Les États-Unis demeurent un interlocuteur incontournable pour la résolution et la gestion des grandes crises internationales. Sur le nucléaire iranien, la France a joué un rôle fondamental. Jusqu'au bout, elle a soutenu la recherche d'un accord robuste, conforme à nos exigences en matière de non-prolifération. Mais il n'y aurait pas eu d'accord sans les États-Unis.
Sur l'Ukraine, malgré des divergences, les États-Unis ont apporté leur soutien aux négociations en « format Normandie » et à la mise en oeuvre du paquet des accords de Minsk.
Enfin, sur la COP21, la collaboration a été très positive. Les États-Unis, sans lesquels l'accord n'aurait pas été possible, ont notamment joué un rôle important pour convaincre la Chine d'en être partie prenante.
Cette dynamique exceptionnelle des relations bilatérales n'interdit pas les différences d'appréciation. Les États-Unis sont, comme d'autres, soucieux de leurs intérêts. À cet égard, je tiens à appeler votre attention sur plusieurs points.
En premier lieu, la politique étrangère américaine marque désormais une distinction nette entre les dossiers dans lesquels un intérêt stratégique ou existentiel est en jeu pour les Etats-Unis et le traitement des autres crises régionales. Le président Obama a lui-même indiqué dans le discours sur l'état de l'Union que Daech ne représentait pas une menace existentielle pour les Etats-Unis, ce qui a des implications sur la façon dont Washington voit la crise actuelle en Syrie.
En deuxième lieu, chacun sait désormais que les Etats-Unis investissent massivement dans les moyens de renseignement et le traitement des données dans le but de préserver leur sécurité. Cela peut conduire à des situations de tension avec les Etats européens comme nous l'avons observé récemment l'été dernier.
En troisième lieu, dans la compétition pour le développement des nouvelles technologies, les États-Unis tiennent à garder une avance, vue comme un élément essentiel de leur puissance.
En dernier lieu, en matière économique et commerciale, chacun doit être bien évidemment attentif à ses intérêts en parallèle des grandes opportunités qui peuvent exister entre l'Europe et les Etats-Unis. S'agissant des négociations du Partenariat Transatlantique sur le Commerce et l'Investissement (PTCI ou encore TAFTA), nous avons conscience que les États-Unis sont un partenaire économique majeur pour l'Union européenne, mais nous avons des intérêts offensifs et défensifs. Ces négociations seront cruciales pour l'avenir de nos relations.

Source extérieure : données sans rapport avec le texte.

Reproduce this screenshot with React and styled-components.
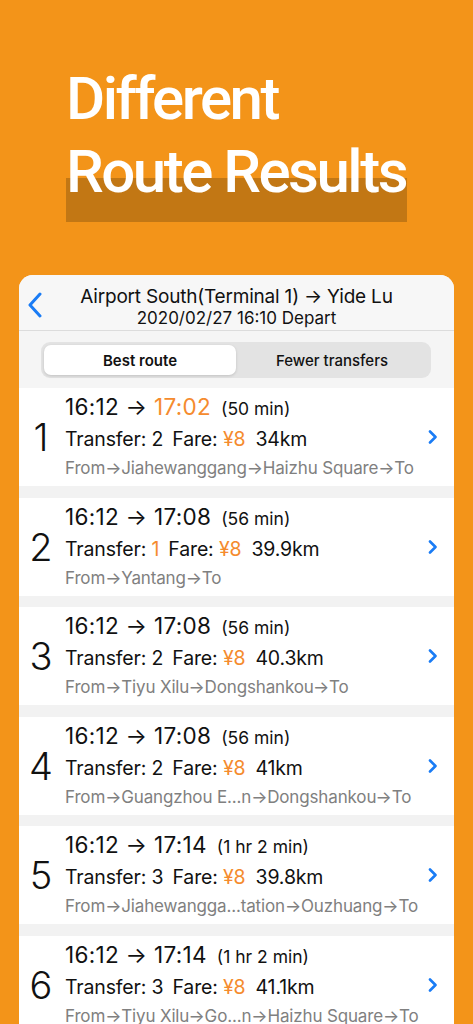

En conclusion, je ferai deux remarques : la France et les États-Unis sont des partenaires incontournables. Nous avons besoin l'un de l'autre, ce n'est pas un aveu de faiblesse que de l'admettre. Notre réponse est plus forte quand elle est commune. Cela n'enlève rien à notre liberté d'action et d'appréciation. Des différences d'appréciation demeurent sur un certain nombre de sujets : Cuba, le conflit israélo-palestinien, la réforme du Conseil de sécurité des Nations unies, les relations entre la Russie et l'Ukraine ou la Syrie.
Il faut se réjouir de la vitalité de la relation franco-américaine et ne pas seulement raisonner dans la logique d'une relation du faible au fort. Chaque pays est respectivement le premier partenaire de l'autre pour les investissements croisés ; les échanges entre les jeunes sont particulièrement dynamiques ; l'image de la France s'améliore — 79 % des Américains ont aujourd'hui une bonne image de la France, contre 39 % au coeur du différent de 2003 sur la guerre en Irak. Le groupe d'amitié avec la France au Congrès américain est celui qui compte le plus de membres, avec 110 membres.